Type theorists say things like "Type systems let us reify what kind of data we are dealing with".

It's a bit like when Java took the fuzzy term 'interface' and made it a concrete technical concept, or when Apple added closures to Objective-C and called them 'blocks', which was previously a fuzzy term.

Will we have to start using another word to refer to the fuzzier concept, if not 'kind'? 'Sort' is already taken. 'Category' is already taken. Perhaps the 'nature' of the data?

hiker · on Oct 18, 2018

Going further one will need a word for "the kind of a kind", "the kind of a kind of a kind" and so on.

One solution is TypeInType, that is the type of a type is another type (not kind or something else). That's where Haskell is going with the work of adding Dependent Types to the language.

The problem with TypeInType is that it is logically inconsistent - it leads to Girard's paradox, analog to Russel's paradox in set theory.

The correct solution is type universes where every type lives in some type universe indexed by a natural number. For example terms are of type 'Type 1', 'Type 1' types are of type 'Type 2' and so on. The usual 'Type' is then just the first universe level 'Type 1' and 'Kind' is 'Type 2'.

Type universes is what most proof assistants employ, e.g. Agda, Coq, Lean. Idris uses TypeInType which is easier to use and there's no need to massage your program until all type universes type check but is logically inconsistent so one has to be careful to not reproduce Girard's paradox in some form or another.

lmm · on Oct 18, 2018

Kinds are a distinct concept from types, and that concept needs a name, and it's best to choose a name where the intuitive meaning of the name aligns with the technical one (indeed Haskell attracts a lot of criticism when it uses names like "monad" that don't have a "fuzzy" meaning).

It goes even further: types-of-kinds are called "sorts", though in Haskell there's only one possible sort of kind.

There are only two hard problems in computer science, after all.

Intermernet · on Oct 18, 2018

>There are only two hard problems in computer science, after all.

Including off-by-one errors, there are four.

MaxBarraclough · on Oct 18, 2018

Maybe we should add 'induction' to the list.

jacobush · on Oct 18, 2018

Naming and ??

(Computability?)

hiker · on Oct 18, 2018

"There are only two hard things in Computer Science: cache invalidation and naming things." -- Phil Karlton

But I do like "Computability and naming things" better.

gpderetta · on Oct 18, 2018

There are only two hard things in Computer Science: cache invalidation, naming things and off by one errors. -- Anonymous

kccqzy · on Oct 18, 2018

Are you just saying you don't like the term "kind" or something else? The name has been used since the last century.
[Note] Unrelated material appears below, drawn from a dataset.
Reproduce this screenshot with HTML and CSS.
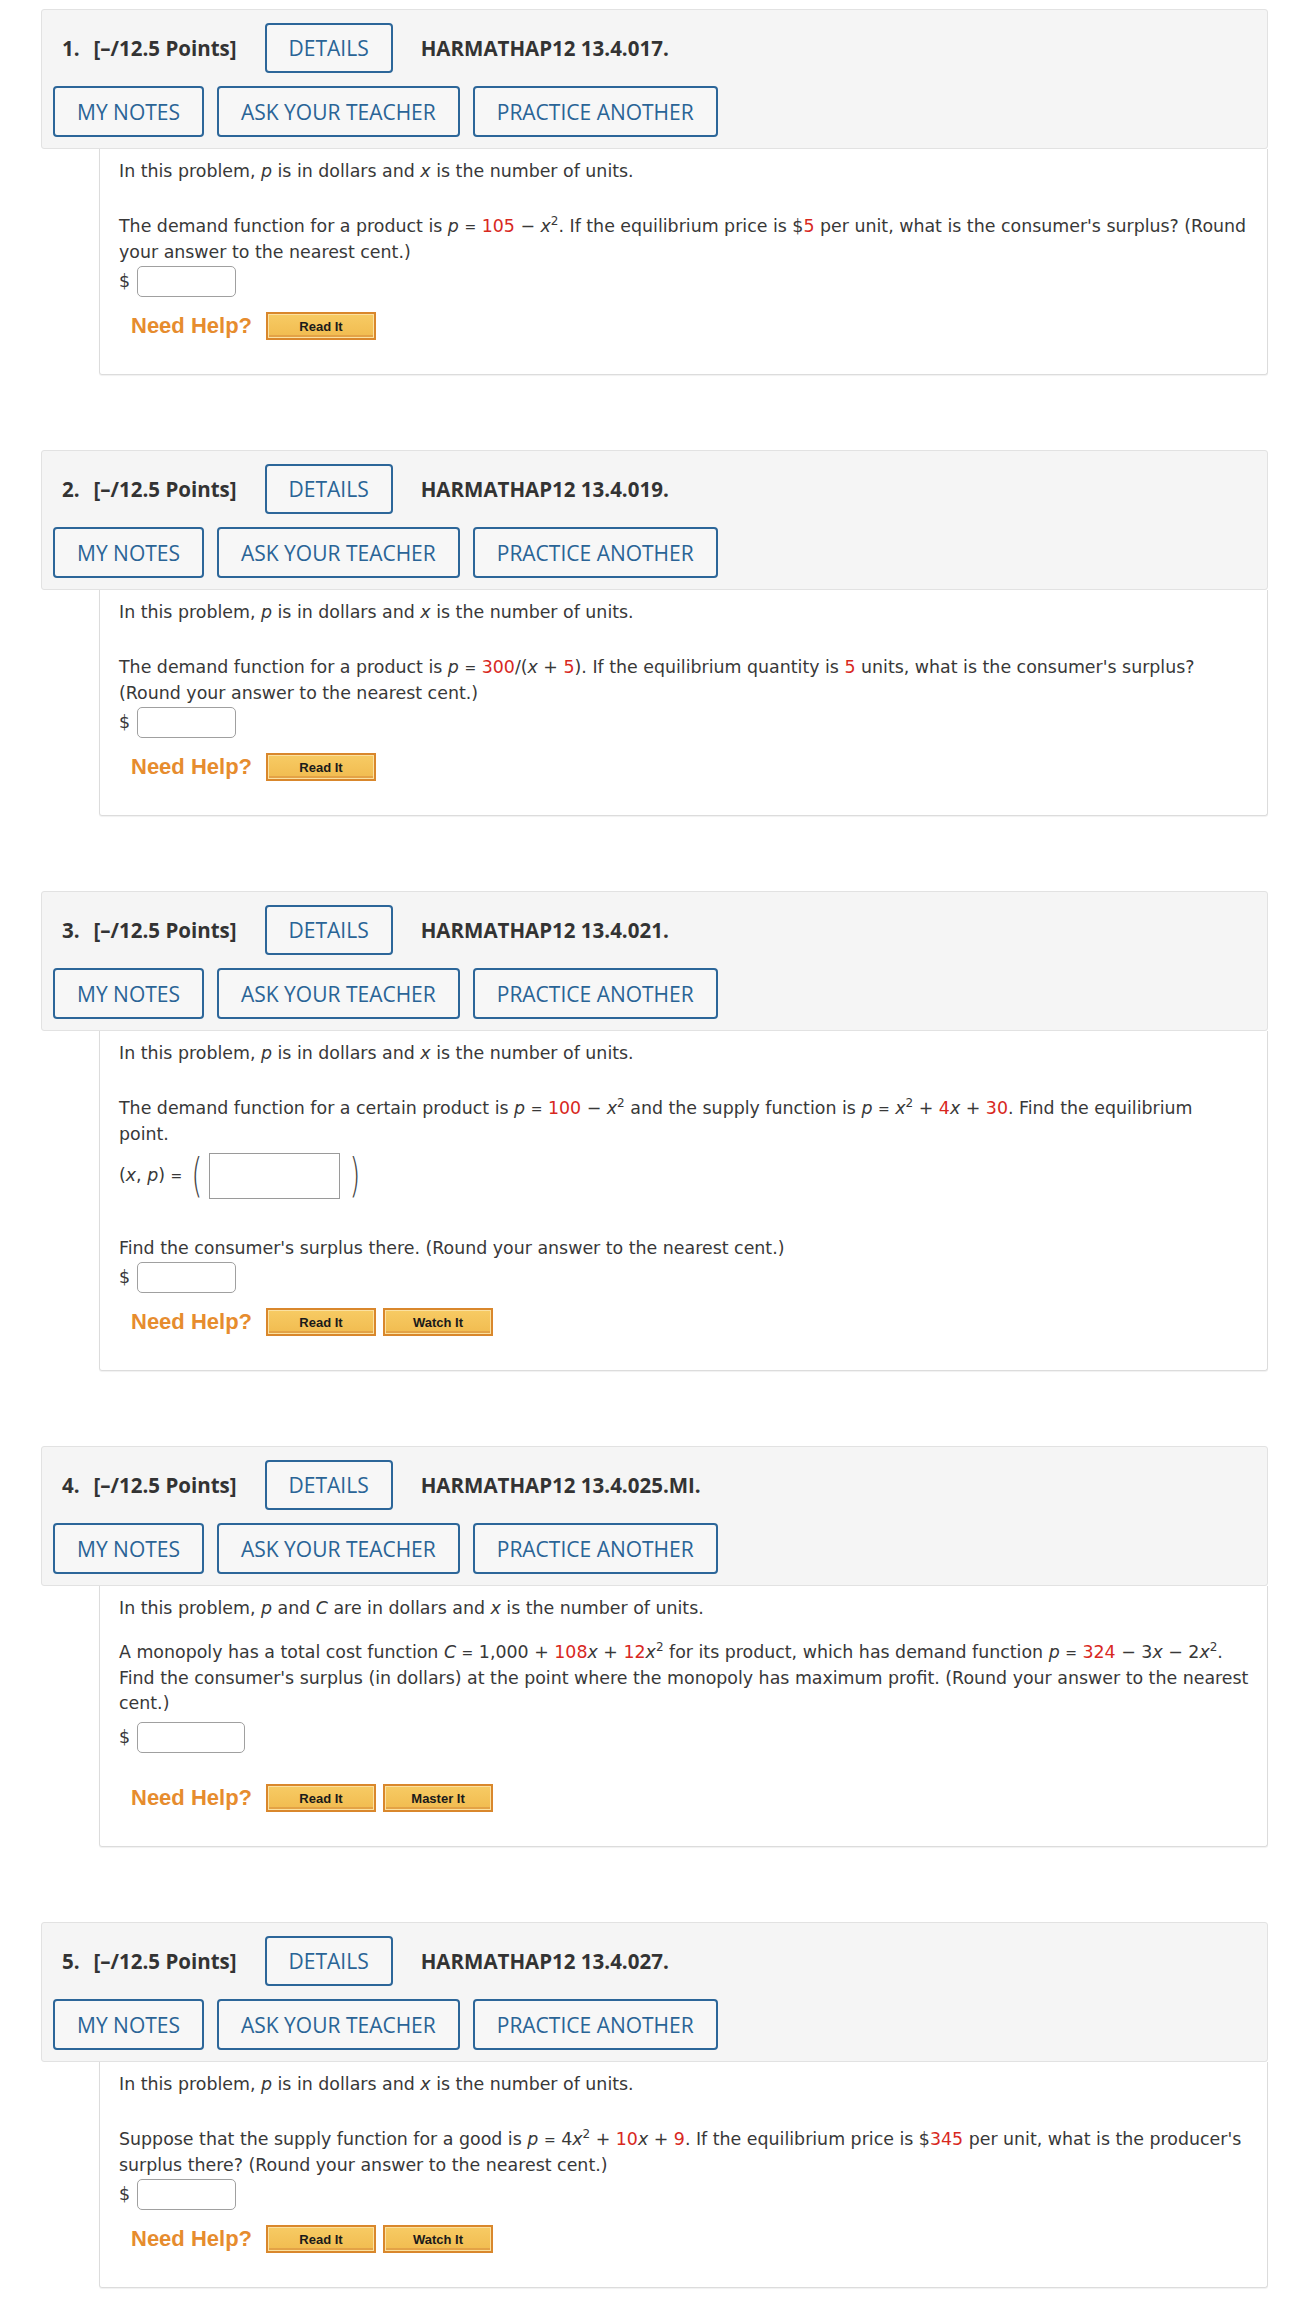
FILE: index.html
```html
<!DOCTYPE html>
<html>
<head>
<meta charset="utf-8">
<link rel="stylesheet" href="styles.css">
</head>
<body>
<div class="page">

<section class="question">
  <div class="q-head">
    <div class="row1"><span class="num">1.</span><span class="pts">[–/12.5 Points]</span><span class="btn">DETAILS</span><span class="code">HARMATHAP12 13.4.017.</span></div>
    <div class="row2"><span class="btn">MY NOTES</span><span class="btn">ASK YOUR TEACHER</span><span class="btn">PRACTICE ANOTHER</span></div>
  </div>
  <div class="q-body">
    <p class="intro">In this problem, <i>p</i> is in dollars and <i>x</i> is the number of units.</p>
    <p class="qtext">The demand function for a product is <i>p</i> <span class="eq">=</span> <span class="red">105</span> − <i>x</i><sup>2</sup>. If the equilibrium price is $<span class="red">5</span> per unit, what is the consumer's surplus? (Round<br>your answer to the nearest cent.)</p>
    <div class="answer"><span class="dollar">$</span><span class="inp"></span></div>
    <div class="help"><span class="need">Need Help?</span><span class="hbtn">Read It</span></div>
  </div>
</section>

<section class="question">
  <div class="q-head">
    <div class="row1"><span class="num">2.</span><span class="pts">[–/12.5 Points]</span><span class="btn">DETAILS</span><span class="code">HARMATHAP12 13.4.019.</span></div>
    <div class="row2"><span class="btn">MY NOTES</span><span class="btn">ASK YOUR TEACHER</span><span class="btn">PRACTICE ANOTHER</span></div>
  </div>
  <div class="q-body">
    <p class="intro">In this problem, <i>p</i> is in dollars and <i>x</i> is the number of units.</p>
    <p class="qtext">The demand function for a product is <i>p</i> <span class="eq">=</span> <span class="red">300</span>/(<i>x</i> + <span class="red">5</span>). If the equilibrium quantity is <span class="red">5</span> units, what is the consumer's surplus?<br>(Round your answer to the nearest cent.)</p>
    <div class="answer"><span class="dollar">$</span><span class="inp"></span></div>
    <div class="help"><span class="need">Need Help?</span><span class="hbtn">Read It</span></div>
  </div>
</section>

<section class="question">
  <div class="q-head">
    <div class="row1"><span class="num">3.</span><span class="pts">[–/12.5 Points]</span><span class="btn">DETAILS</span><span class="code">HARMATHAP12 13.4.021.</span></div>
    <div class="row2"><span class="btn">MY NOTES</span><span class="btn">ASK YOUR TEACHER</span><span class="btn">PRACTICE ANOTHER</span></div>
  </div>
  <div class="q-body">
    <p class="intro">In this problem, <i>p</i> is in dollars and <i>x</i> is the number of units.</p>
    <p class="qtext">The demand function for a certain product is <i>p</i> <span class="eq">=</span> <span class="red">100</span> − <i>x</i><sup>2</sup> and the supply function is <i>p</i> <span class="eq">=</span> <i>x</i><sup>2</sup> + <span class="red">4</span><i>x</i> + <span class="red">30</span>. Find the equilibrium<br>point.</p>
    <div class="point-row"><span class="xp">(<i>x</i>, <i>p</i>) <span class="eq">=</span></span><span class="paren">(</span><span class="pbox"></span><span class="paren">)</span></div>
    <p class="qtext find">Find the consumer's surplus there. (Round your answer to the nearest cent.)</p>
    <div class="answer"><span class="dollar">$</span><span class="inp"></span></div>
    <div class="help"><span class="need">Need Help?</span><span class="hbtn">Read It</span><span class="hbtn">Watch It</span></div>
  </div>
</section>

<section class="question">
  <div class="q-head">
    <div class="row1"><span class="num">4.</span><span class="pts">[–/12.5 Points]</span><span class="btn">DETAILS</span><span class="code">HARMATHAP12 13.4.025.MI.</span></div>
    <div class="row2"><span class="btn">MY NOTES</span><span class="btn">ASK YOUR TEACHER</span><span class="btn">PRACTICE ANOTHER</span></div>
  </div>
  <div class="q-body">
    <p class="intro tight">In this problem, <i>p</i> and <i>C</i> are in dollars and <i>x</i> is the number of units.</p>
    <p class="qtext">A monopoly has a total cost function <i>C</i> <span class="eq">=</span> 1,000 + <span class="red">108</span><i>x</i> + <span class="red">12</span><i>x</i><sup>2</sup> for its product, which has demand function <i>p</i> <span class="eq">=</span> <span class="red">324</span> − 3<i>x</i> − 2<i>x</i><sup>2</sup>.<br>Find the consumer's surplus (in dollars) at the point where the monopoly has maximum profit. (Round your answer to the nearest<br>cent.)</p>
    <div class="answer spaced"><span class="dollar">$</span><span class="inp wide"></span></div>
    <div class="help far"><span class="need">Need Help?</span><span class="hbtn">Read It</span><span class="hbtn">Master It</span></div>
  </div>
</section>

<section class="question">
  <div class="q-head">
    <div class="row1"><span class="num">5.</span><span class="pts">[–/12.5 Points]</span><span class="btn">DETAILS</span><span class="code">HARMATHAP12 13.4.027.</span></div>
    <div class="row2"><span class="btn">MY NOTES</span><span class="btn">ASK YOUR TEACHER</span><span class="btn">PRACTICE ANOTHER</span></div>
  </div>
  <div class="q-body">
    <p class="intro">In this problem, <i>p</i> is in dollars and <i>x</i> is the number of units.</p>
    <p class="qtext">Suppose that the supply function for a good is <i>p</i> <span class="eq">=</span> 4<i>x</i><sup>2</sup> + <span class="red">10</span><i>x</i> + <span class="red">9</span>. If the equilibrium price is $<span class="red">345</span> per unit, what is the producer's<br>surplus there? (Round your answer to the nearest cent.)</p>
    <div class="answer"><span class="dollar">$</span><span class="inp"></span></div>
    <div class="help"><span class="need">Need Help?</span><span class="hbtn">Read It</span><span class="hbtn">Watch It</span></div>
  </div>
</section>

</div>
</body>
</html>
```

FILE: styles.css
```css
html, body {
  margin: 0;
  padding: 0;
  background: #ffffff;
}

.page {
  padding: 9px 22px 20px 41px;
  display: flex;
  flex-direction: column;
  gap: 75px;
}

.question {
  display: flex;
  flex-direction: column;
}

.q-head {
  background: #f5f5f5;
  border: 1px solid #e2e2e2;
  border-radius: 3px;
  padding: 13px 11px 11px 11px;
  display: flex;
  flex-direction: column;
  gap: 13px;
  font-family: "Open Sans", "Noto Sans", sans-serif;
}

.row1 {
  display: flex;
  align-items: center;
  padding-left: 9px;
  height: 50px;
}

.row2 {
  display: flex;
  gap: 13px;
  height: 51px;
}

.num {
  font-size: 20.5px;
  font-weight: 700;
  color: #333;
  margin-right: 14px;
}

.pts {
  font-size: 20.5px;
  font-weight: 700;
  color: #333;
  margin-right: 28px;
}

.code {
  font-size: 20.5px;
  font-weight: 700;
  color: #333;
  margin-left: 28px;
}

.btn {
  box-sizing: border-box;
  display: flex;
  align-items: center;
  justify-content: center;
  height: 50px;
  padding: 0 22px;
  border: 2px solid #2c6699;
  border-radius: 4px;
  background: #f7f7f7;
  color: #2a6496;
  font-size: 21px;
  font-weight: 500;
}

.row2 .btn {
  height: 51px;
}

.q-body {
  margin-left: 58px;
  border: 1px solid #dcdcdc;
  border-top: none;
  border-radius: 0 0 3px 3px;
  box-shadow: 0 1px 1px rgba(0, 0, 0, 0.06);
  padding: 10px 19px 34px 19px;
  font-family: "DejaVu Sans", Verdana, sans-serif;
  font-size: 17.4px;
  line-height: 25px;
  color: #383838;
}

.q-body p {
  margin: 0;
}

.qtext {
  white-space: nowrap;
}

.intro {
  margin-bottom: 30px !important;
}

.intro.tight {
  margin-bottom: 19px !important;
}

.q-body i {
  font-style: italic;
}

.q-body sup {
  font-size: 12px;
  line-height: 0;
  vertical-align: 7px;
}

.eq {
  font-size: 14px;
}

.red {
  color: #d8281e;
}

.answer {
  display: flex;
  align-items: center;
  height: 32px;
}

.answer.spaced {
  margin-top: 5px;
}

.dollar {
  width: 18px;
}

.inp {
  box-sizing: border-box;
  width: 99px;
  height: 31px;
  border: 1px solid #a0a0a0;
  border-radius: 5px;
  background: #fff;
}

.inp.wide {
  width: 108px;
}

.point-row {
  display: flex;
  align-items: center;
  height: 47px;
  margin-top: 5px;
}

.xp {
  margin-right: 6px;
}

.paren {
  font-family: "DejaVu Sans", sans-serif;
  font-weight: 200;
  font-size: 46px;
  line-height: 47px;
  color: #444;
  transform: scaleX(0.6);
}

.pbox {
  box-sizing: border-box;
  width: 131px;
  height: 46px;
  border: 1px solid #9a9a9a;
  background: #fff;
  margin: 0 6px 0 3px;
}

.find {
  margin-top: 37px !important;
}

.help {
  display: flex;
  align-items: center;
  margin-top: 15px;
  margin-left: 12px;
  height: 28px;
}

.help.far {
  margin-top: 31px;
}

.need {
  font-family: "Liberation Sans", Arial, sans-serif;
  font-weight: 700;
  font-size: 22px;
  color: #e68c2e;
  margin-right: 14px;
  line-height: 28px;
}

.hbtn {
  box-sizing: border-box;
  width: 110px;
  height: 28px;
  margin-right: 7px;
  display: flex;
  align-items: center;
  justify-content: center;
  border: 2px solid #d9872c;
  background: linear-gradient(#f7cb64, #f1bb4f);
  box-shadow: inset 0 0 0 1px #fbe1a0, inset 0 -2px 0 1px #e3a246;
  font-family: "Liberation Sans", Arial, sans-serif;
  font-weight: 700;
  font-size: 13px;
  color: #1a1a1a;
}
```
MaxBarraclough · on Oct 18, 2018

I suppose I wasn't clear.

In my experience, in computer science, "kind" is generally used in an informal way, whereas "type" is used to refer to the technical concept of type in type systems.

If Haskell gives a precise meaning to "kind", I'm going to have be careful which word I use to refer to the informal concept.

As I said, type theorists say things like "Type systems let us reify what kind of data we are dealing with".

kccqzy · on Oct 18, 2018

I see. I think it's fine to overload an English word to have both a precise meaning or an informal one.

hiiq · on Oct 18, 2018

Objective-C called closures blocks because that is what they are called in Smalltalk.

Objective-C was modelled on Smalltalk.

imh · on Oct 19, 2018

The same happens with all sorts of collectiony words. You could have a set of things, or a group of them, or a variety or a category or a kind or a sort or a class or type. We're running out of collection words without formal definitions!

mlazos · on Oct 18, 2018

actually I’ve seen sort used for kinds of kinds in some PL papers that I’ve read. Not sure how official it is, some PL researchers I’ve talked to say that they don’t go higher than sorts.

ainar-g · on Oct 18, 2018

This was the clearest introduction into types vs kinds in Haskell that I have ever read. Definitely going to recommend to my friends. Are there other good articles by the author?

rnavarro · on Oct 18, 2018

His typeclasses article is also fantastic: https://diogocastro.com/blog/2018/06/17/typeclasses-in-persp...

calebh · on Oct 18, 2018

Once you understand kinds, it's not so hard to understand typeclasses and monads. Type classes are a way to overload functions in a controlled way, by defining a set of function signatures where the overall typeclass is parameterized by a type constructor of arbitrary kind. I cover this in my blog post here: http://www.calebh.io/Monads-as-Programmable-Semicolons/

state_less · on Oct 18, 2018

I always thought it was beautiful that Haskell turned type construction into just another function on a different domain. What do people call this abstraction?

kccqzy · on Oct 18, 2018

Type-level functions are called type families. They are really not just another function. But if you appreciate that beauty, check out a dependently types language like Idris where normal functions can be used on the type-level as well. So you might have a vector type with a length computed by a complicated expression.

danharaj · on Oct 18, 2018

Pronounced System F Omega.

https://en.wikipedia.org/wiki/System_F#System_F%CF%89

mlevental · on Oct 18, 2018

what is this blog format/static site generator thing?